# Decision Trees
[Stanford ppt](https://lagunita.stanford.edu/c4x/HumanitiesScience/StatLearning/asset/trees.pdf)

Decision trees involve a set of splitting rules used tosegment the predictor space. Algorithms that use decision trees include `bagging`, `random forests` and `boosting`. This method can be used for both regression and classification problems.

## Terminology
`terminal node`: the regions $R_t$ that predictions can fall into.

`internal node`: the points along the tree where the predictor space is split

## Regression Tree building
1. divide the predictor space (aka the set of possible values for x) into J distinct and non-overlapping regions $R_1,R_2,...,R_j$
2. For every observation that falls into the region $R_j$, we make the same prediction, which is simply the mean of the response values for the training observations in $R_j$.

the goal is to find 'boxes' $R_1,...,R_j$ that minimize the following loss function:

$$
\sum^J_{j=1}\sum_{i \in R_j}(y_i - p_{R_j})^2
$$

where $p_{R_j}$ is the mean of the training observations in the jth box

## Recusive Binary Split
This is a top-down, greedy algorithm to split the predictor space in j boxes.

It is top-down because it begins at the top of the tree and successively splits the predictor space; each split is indicated via two new branches further down on the tree. 

It is greedy because at each step of the tree-building process, the best split is made at that particular step, rather than looking ahead and picking a split that will lead to a better tree in some future step.

### The algorithm
1. Select the feature $X_j$ and the cutpoint s such that splitting the predictor space into the regions{X|$X_j$< s} and {X|$X_j$ ≥ s} leads to the greatest possible reduction in the loss function.
2. Next, we repeat the process, looking for the best predictor and best cutpoint in order to split the data further so as to minimize the RSS within each of the resulting regions. However, this time, instead of splitting the entire predictor space, we split one of the two previously identified regions. We now have three regions.
3. Again, we look to split one of these three regions further, so as to minimize the loss function. The process continues until a stopping criterion is reached; for instance, we may continue until no region contains more than five examples.

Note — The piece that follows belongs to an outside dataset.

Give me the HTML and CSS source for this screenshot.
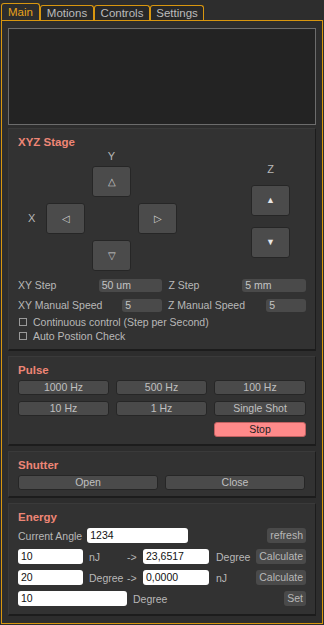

We predict the response for a given test observation using the mean of the training observations in the region to which that test observation belongs.

### Overfitting and pruning
The process described above may produce good predictions on the training set, but is likely to overfit the data, leading to poor test set performance.

We can grow a very large tree, then prune it back to obtain a subtree using `cost complexity pruning` or `weakest link pruning`.

we consider a sequence of trees indexed by a nonnegative tuning parameter α. For each value of α there corresponds a subtree T ⊂ $T_0$ such that

$$
\sum^{|T|}_{m=1}\sum_{i,x_i \in R_m}(y_i - p_{R_m})^2 + \alpha|T|
$$

is as small as possible. Here |T| indicates the number of terminal nodes of the tree T, Rm is the rectangle (i.e. the subset of predictor space) corresponding to the mth terminal node, and yˆRm is the mean of the training observations in Rm.

### Summary of the complete algorithm
1. Use recursive binary splitting to grow a large tree on the training data, stopping only when each terminal node has fewer than some minimum number of observations.
2. Apply cost complexity pruning to the large tree in order to obtain a sequence of best subtrees, as a function of α.
3. Use K-fold cross-validation to choose α. For each k = 1,...,K:
    - Repeat Steps 1 and 2 on the $\frac{K-1}{K}$th fraction of the training data, excluding the Kth fold
    - Evaluate the mean squared prediction error on the data in the left-out kth fold, as a function of α. 
    Average the results, and pick α to minimize the average error.
4. Return the subtree from Step 2 that corresponds to the chosen value of α.
 
## Classification Tree Building
Similar to regression trees, but this time, we use the classification error rate instead of the residual sum of squares.
$$
E = 1 - max_k(p_{mk})
$$
where $p_{mk}$ represents the proportion of training observations in the mth region that are from the kth class.

this is simply the fraction of the training observations in that region that do not belong to the most common class

but a better approach is to use the `Gini Index`:
$$
G = \sum^K_{k=1}p_{mk}(1-p_{mk})
$$
G is said to be indicative of node `purity`. If variance is small, then G is small - node contains predominantly observations from a single class.

another approach (which is often numerically equivelent to the Gini index) is `cross-entropy`:
$$
D = - \sum^K_{k=1}p_{mk}log(p_{mk})
$$

## Pros and Cons of Trees
Advantages:
- Trees are very easy to explain to people. In fact, they are even easier to explain than linear regression!
- Some people believe that decision trees more closely mirror human decision-making than do the regression and classification approaches seen in previous chapters.
- Trees can be displayed graphically, and are easily interpreted even by a non-expert (especially if they are small).
- Trees can easily handle qualitative predictors without the need to create dummy variables.

Disadvantage:
- Unfortunately, trees generally do not have the same level of predictive accuracy as some of the other regression and classification approaches seen in this book.